Most of us never dare sit on the Columbus again. A person like me would never achieve that stage where the sky kissing my face would make me “one with myself” and so for people like me the ratios of life will always only change marginally; never drastically enough to be guided out of this labyrinth.
At the center of this labyrinth is love. From here you might find the right way out or you might fall deeper and deeper back into the shadows. Who knows if you’ll ever get rescued then? It all depends on the people you love. Some will leave you to figure out your fate on your own. Some will hold your hand, unafraid of toil and suffering for as long as you promise them your own self. But what if you are too deeply lost to promise anybody anything that you don’t have possession of? Why are we expected to provide others the very thing we are in pursuit of?
This is why I believe it is most important in life to love yourself to an extent that nobody else’s love could bend or mend you. You do need your family, friends and lovers. But the person you need the most is you.

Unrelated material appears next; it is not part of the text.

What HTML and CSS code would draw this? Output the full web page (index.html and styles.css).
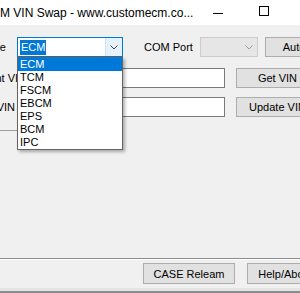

The dream is to have such power and control over your life, to be so self-sufficient that you don’t suffer anymore. And then in fact we can love more selflessly, without the baggage of getting ourselves hurt or hurting others. We can then look at people as they are, understand and accept their flaws and eventually learn to love better. Loving better for me means to put aside the pain and helplessness that is implicit in the act of loving. When you are happy and responsible for your happiness, you can carry anybody else’s sadness on your shoulders like a feather. What a wonderful, positive and desirable situation is that.

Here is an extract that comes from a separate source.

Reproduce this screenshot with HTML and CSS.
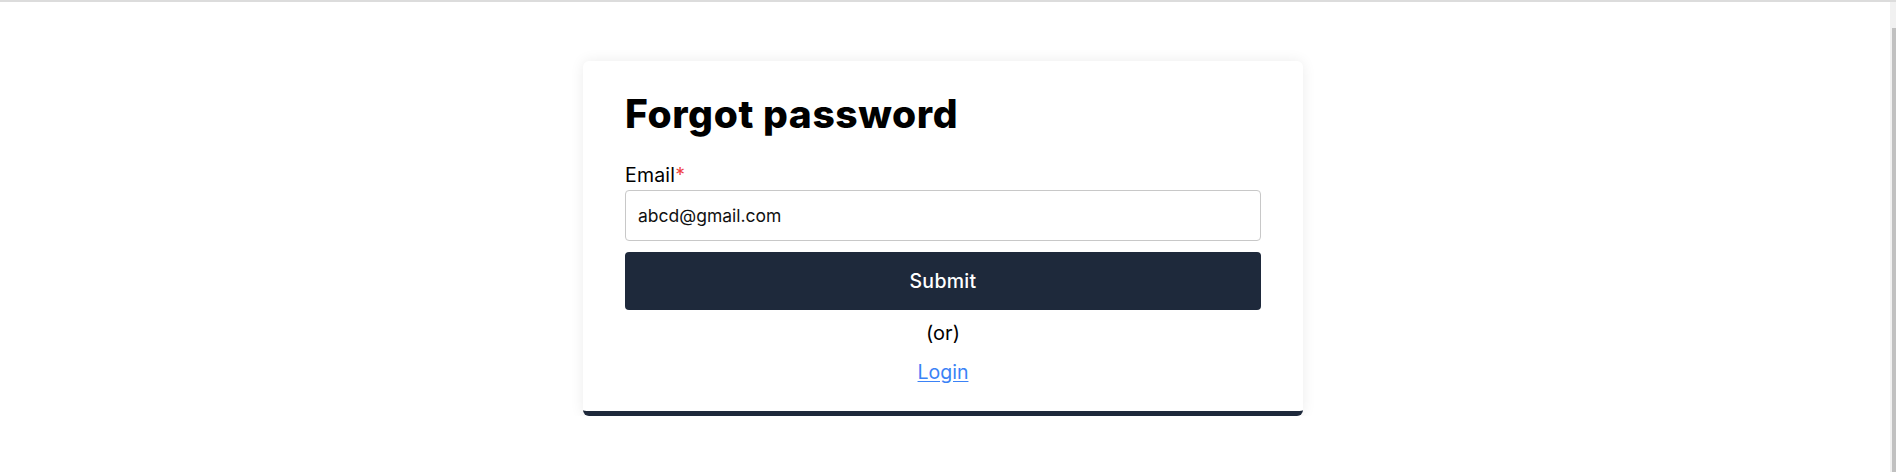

Let not human relations define you. You must not define them either. Everything in life is momental. Whenever there is a sharp shift in the momental routine you can either bend yourself or be standing while the road swerves beneath your feet. Walking on requires tremendous energy and willpower. For a chicken like me it requires all that courage I always need but never muster. To see with your own eyes your life crumbling into pieces ahead of the path and still going on with it is not meant for the weak hearted.
The point of this post is not to emphasize that being strong is difficult, but to emphasize that it sometimes is not in your hands. I just want to let everyone reading this know that if you’re weak right now, I too am. We all are sometimes. Knowing that is somehow cathartic. Thus I realize one more thing about human life. Collective grief helps soothe individual grief.